Specifically, their television spots have been running on local airwaves for as long as I can remember living in L.A.
By contrast Ricky’s Fish Tacos, which comes in second on our list, has a far less traditional footprint in terms of awareness, but because of the ridiculous quality of Ricky’s taco truck, a highly engaged Twitter account, and great word of mouth validation (and press), Ricky’s tacos are among the most searched for in the city.
So is there anything we can really glean here, other then Tito’s has an exceptionally catchy jingle and a really awful website? I think there is.
The key insight (if there is one) is that you can’t always trust the crowd to guide you to what’s best. Awareness of a particular product does not equate to quality. (Coincidentally, this is a lesson that can be applied not only to tacos, but to life).
I asked a central question at the beginning of this article: When it comes to tacos does Google know best? The answer, as far as I can tell is no. At least, not yet.

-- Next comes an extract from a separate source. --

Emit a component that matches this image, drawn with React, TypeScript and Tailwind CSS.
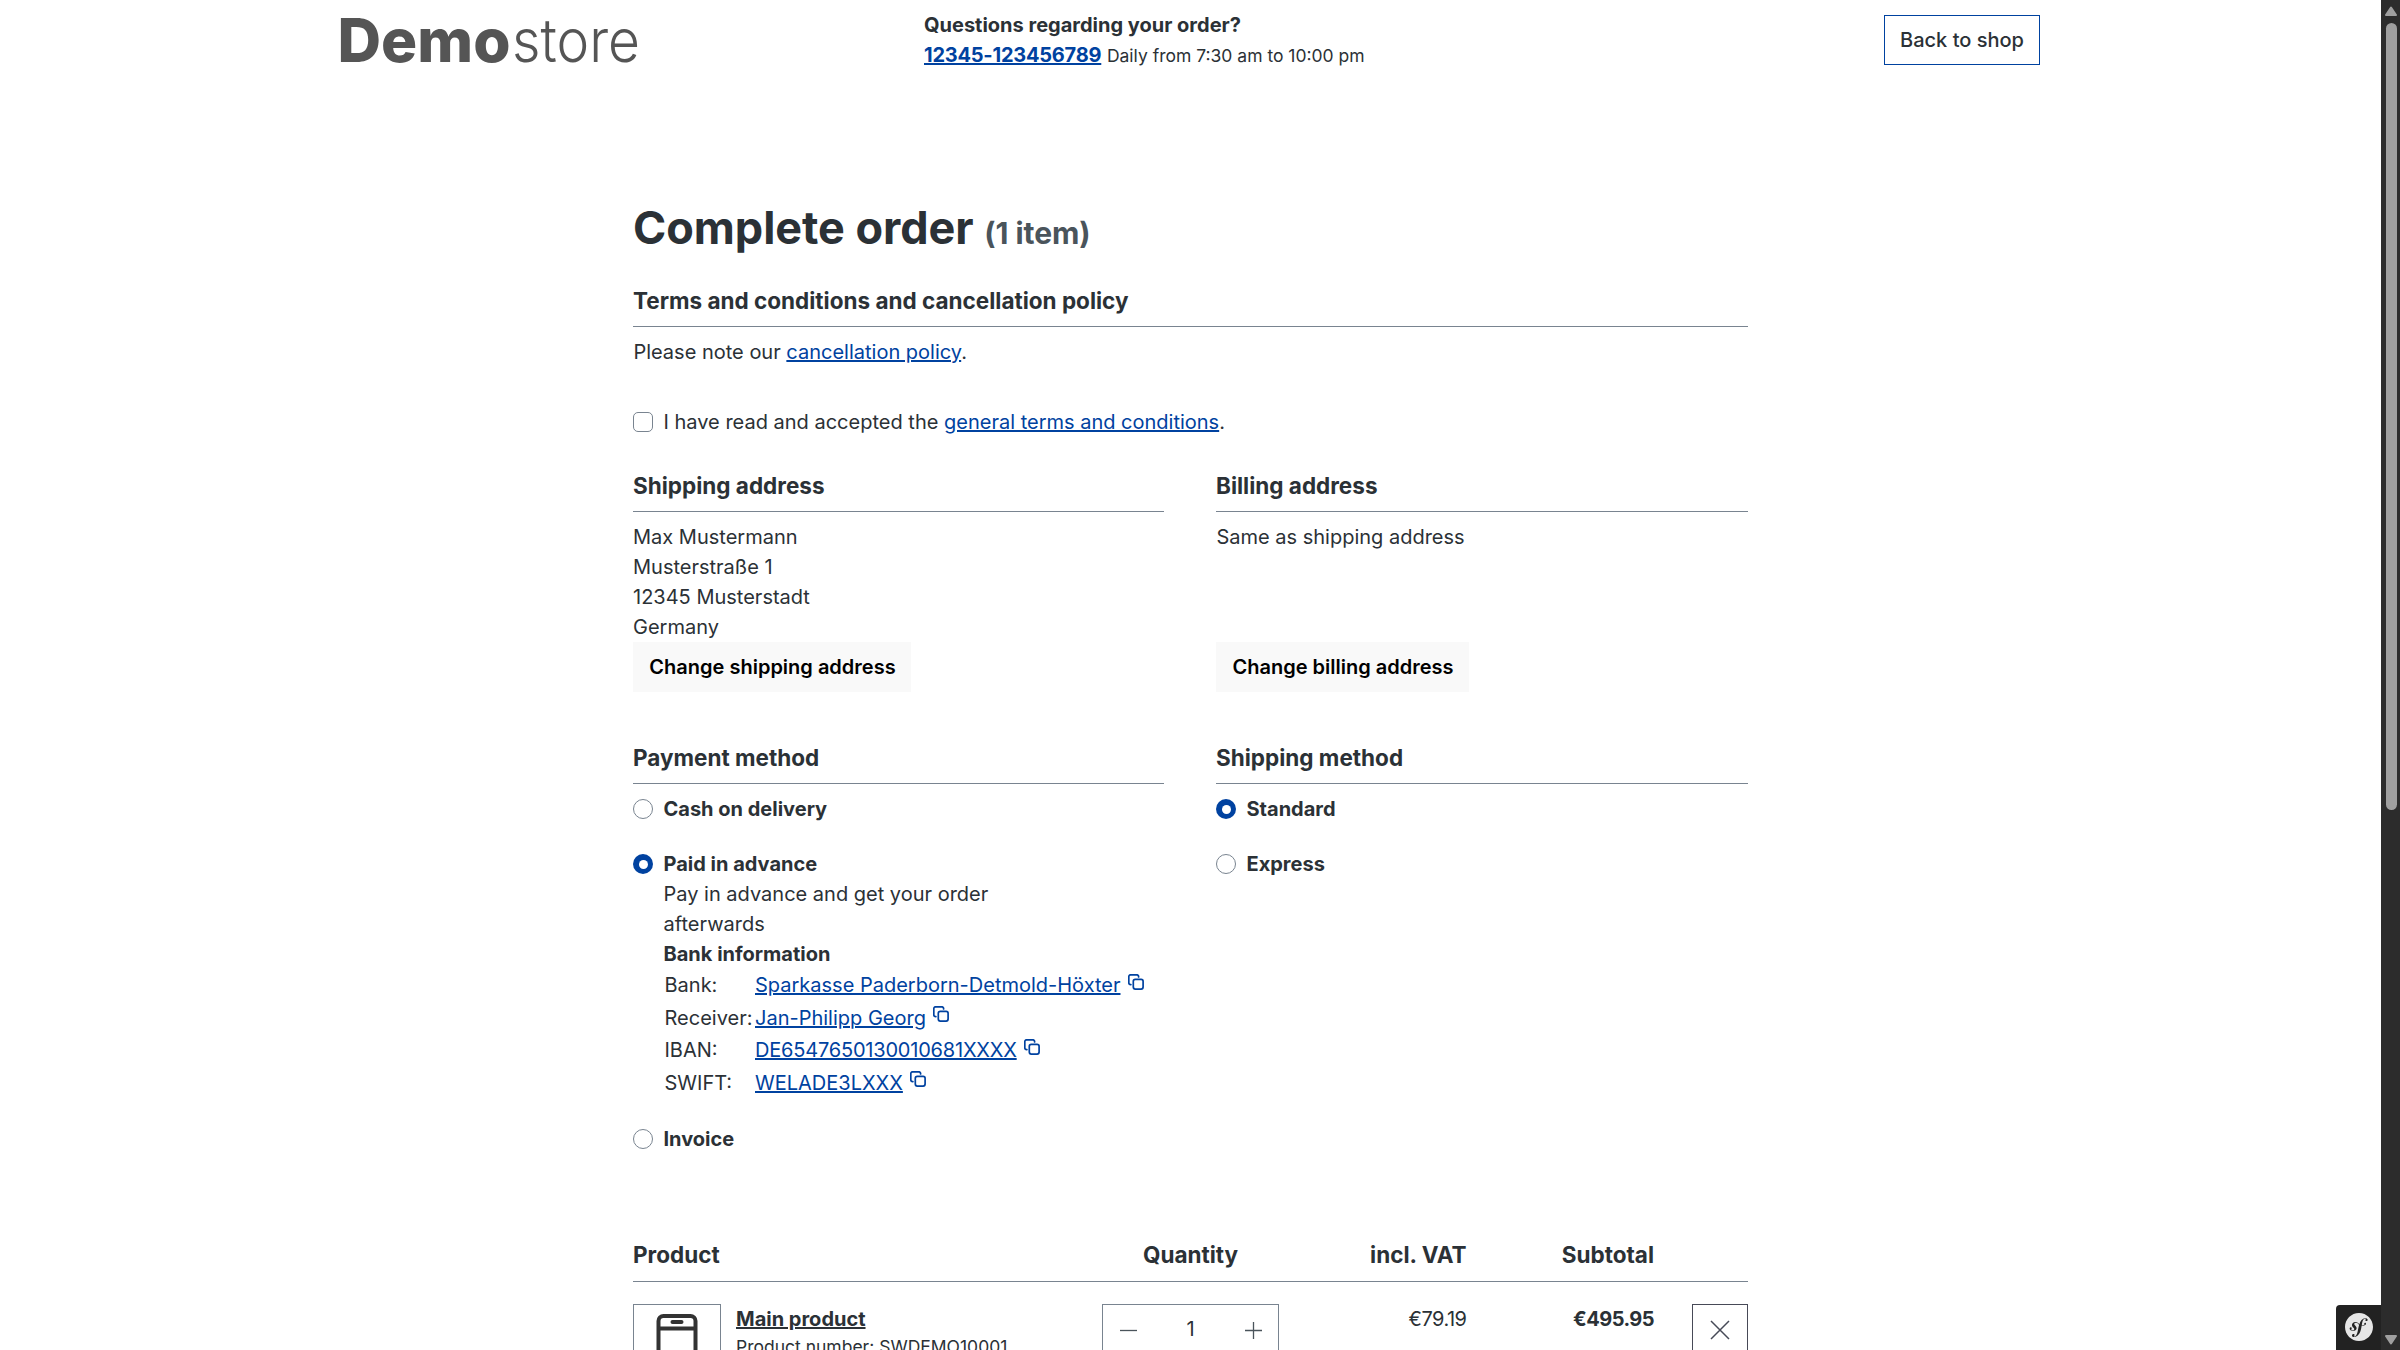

However, with the power of data collection and contextual search someday Google may be
like HAL from 2001 Space Odyssey able to accurately predict exactly what variety of taco you want before you type a single character in the query box.
In theory, based on your previous searches and a summation of all your online activity (check-ins, likes, tweets, searches) Google will likely be able to suggest to you a a whole list of restaurants that you’ll enjoy without you having to enter a solitary keystroke (scary I know).
But until that day comes, enjoy the discovery process for yourself. Believe me when I say, it will be a delicious experience.